Well, it at least solves the problem which is described in the
changelog. Because that problem clearly is a race between the woken up
oom reaper and the task which killed itself in #PF due to OOM.

Of course it won't solve the problem of tasks which are stuck forever.

But right now the oom reaper thread is immediately woken after sending
SIGKILL and the same is true if the oom killer targets a process which
is already exiting.

IOW, the current implementation is enforcing the race of the oom reaper
vs. the exiting and/or killed process. With a quite high probability the
reaper is going to win.

You can easily validate that by doing:

wake_oom_reaper(task)
   task->reap_time = jiffies + HZ;
   queue_task(task);
   wakeup(reaper);

and then:

oom_reap_task(task)
    now = READ_ONCE(jiffies);
    if (time_before(now, task->reap_time)
        schedule_timeout_idle(task->reap_time - now);

before trying to actually reap the mm.

That will prevent the enforced race in most cases and allow the exiting
and/or killed processes to cleanup themself. Not pretty, but it should
reduce the chance of the reaper to win the race with the exiting and/or
killed process significantly.

It's not going to work when the problem is combined with a heavy VM
overload situation which keeps a guest (or one/some it's vCPUs) away
from being scheduled. See below for a discussion of guarantees.

If it failed to do so when the sleep returns, then you still can reap
it.

> It is fundamentally wrong to reap the memory which the exit path
> really need to do a proper clean up.

Depends on the guarantees you make. If you say preventing OOM starvation
at the end is more important than a stale futex, then it's fine as long
as it is properly documented.

That said, the robust list is no guarantee. It's a best effort approach
which works well most of the time at least for the "normal" issues where
a task holding a futex dies unexpectedly. But there is no guarantee that
it works under all circumstances, e.g. OOM.

Sorry Nico, but your understanding

>> On Mon, Mar 21 2022 at 21:09, Nico Pache wrote:
>> From my understanding, the whole point of the robust futex is to allow forward
>> progress in an application in which the lock holder CAN
>> crash/exit/oom.

is based on wishful thinking. There is absolutely no guarantee made by
robust futexes. Why?

Because the kernel can neither make a guarantee vs. user space
controlled content nor vs. dealing with user space stupidity, e.g. a
runaway memory hog.

This is _NOT_ what robust list is about. Robust list was introduced to
handle the unfortunate case where a task holding a futex dies
unexpectedly.

Extending this to OOM and expecting it to work under all circumstances
is really wishful thinking.

>> So semantically nothing is wrong with killing the futex holder... the
>> whole point of the robustness is to handle these cases.

Wrong.

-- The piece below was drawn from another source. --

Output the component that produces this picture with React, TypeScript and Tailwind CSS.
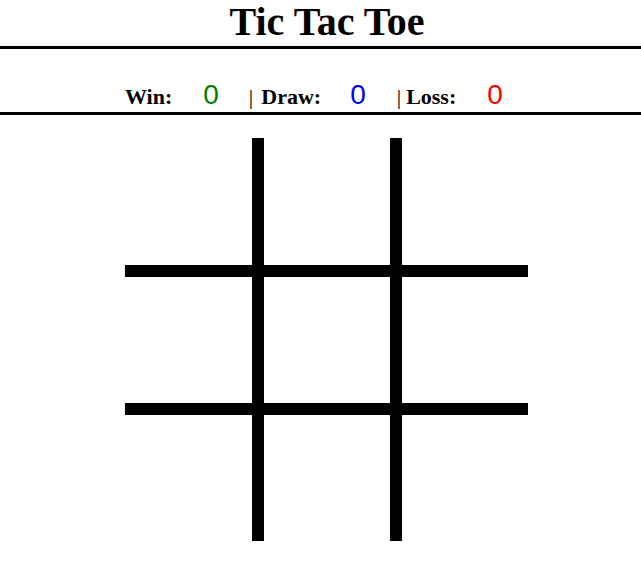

The whole point of robust lists is to handle the "normal" case
gracefully. A process being OOM killed is _NOT_ in the "normal"
category.

Neither is it "normal" that a VM is scheduled out long enough to miss a
1 second deadline. That might be considered normal by cloud folks, but
that's absolute not normal from an OS POV. Again, that's not a OS
problem, that's an operator/admin problem.

>> We just have a case were the oom killer is racing with said handling
>> of the futex, invalidating the memory before the exit path
>> (handle_futex_death) can awake one of the other waiters.

That case is just a symptom of the overall problem and no, we are not
curing symptoms. Especially not by introducing problems which did not
exist before the "cure".

If the kernel has only the choice of making no progress at all or
leaving a stale futex around occasionally, then the latter is an
unfortunate collateral damage, but not the end of the world.

The enforced race of the oom reaper is not a collateral damage, that's
simply stupid. And that's the root cause for the particular symptom.
which needs be addressed exactly there and nowhere else.

If that does not cover _all_ corner cases, then so be it. You _cannot_
solve that problem completely ever.

As I said above there is a final choice between not making progress at
all and a rare stale futex. It's not rocket science to pick the right
one.

> And just to be clear, this is clearly a bug in the oom_reaper per se.
> Originally I thought that relaxing the locking (using trylock and
> retry/bail out on failure) would help but as I've learned earlier this
> day this is not really possible because of #PF at least. The most self
> contained solution would be to skip over vmas which are backing the
> robust list which would allow the regular exit path to do the proper
> cleanup.

That's not sufficient because you have to guarantee that the relevant
shared futex is accessible. See the lock chain example above.

OTOH, in combination with delaying the reaper skipping the VMAs, which
contain a robust list head, might be good enough for the trivial
cases where the shared futex is the one to which the robust list head
points to.

Emphasis on VMAs. You need to evaluate every tasks robust list pointer
of the process not only the one of the task which gets queued for
reaping.

So let me summarize what I think needs to be done in priority order:

 #1 Delay the oom reaper so the normal case of a process being able to
    exit is not subject to a pointless race to death.

 #2 If #1 does not result in the desired outcome, reap the mm (which is
    what we have now).

 #3 If it's expected that #2 will allow the stuck process to make
    progress on the way towards cleanup, then do not reap any VMA
    containing a robust list head of a thread which belongs to the
    exiting and/or killed process.

The remaining cases, i.e. the lock chain example I pointed out above or
the stuck forever task are going to be rare and fall under the
collateral damage and no guarantee rule.

Thanks,

        tglx
---
P.S.: I so hoped that after my first encounter with the oom killer
      almost two decades ago I wouldn't have to deal with this horror
      again. Bah!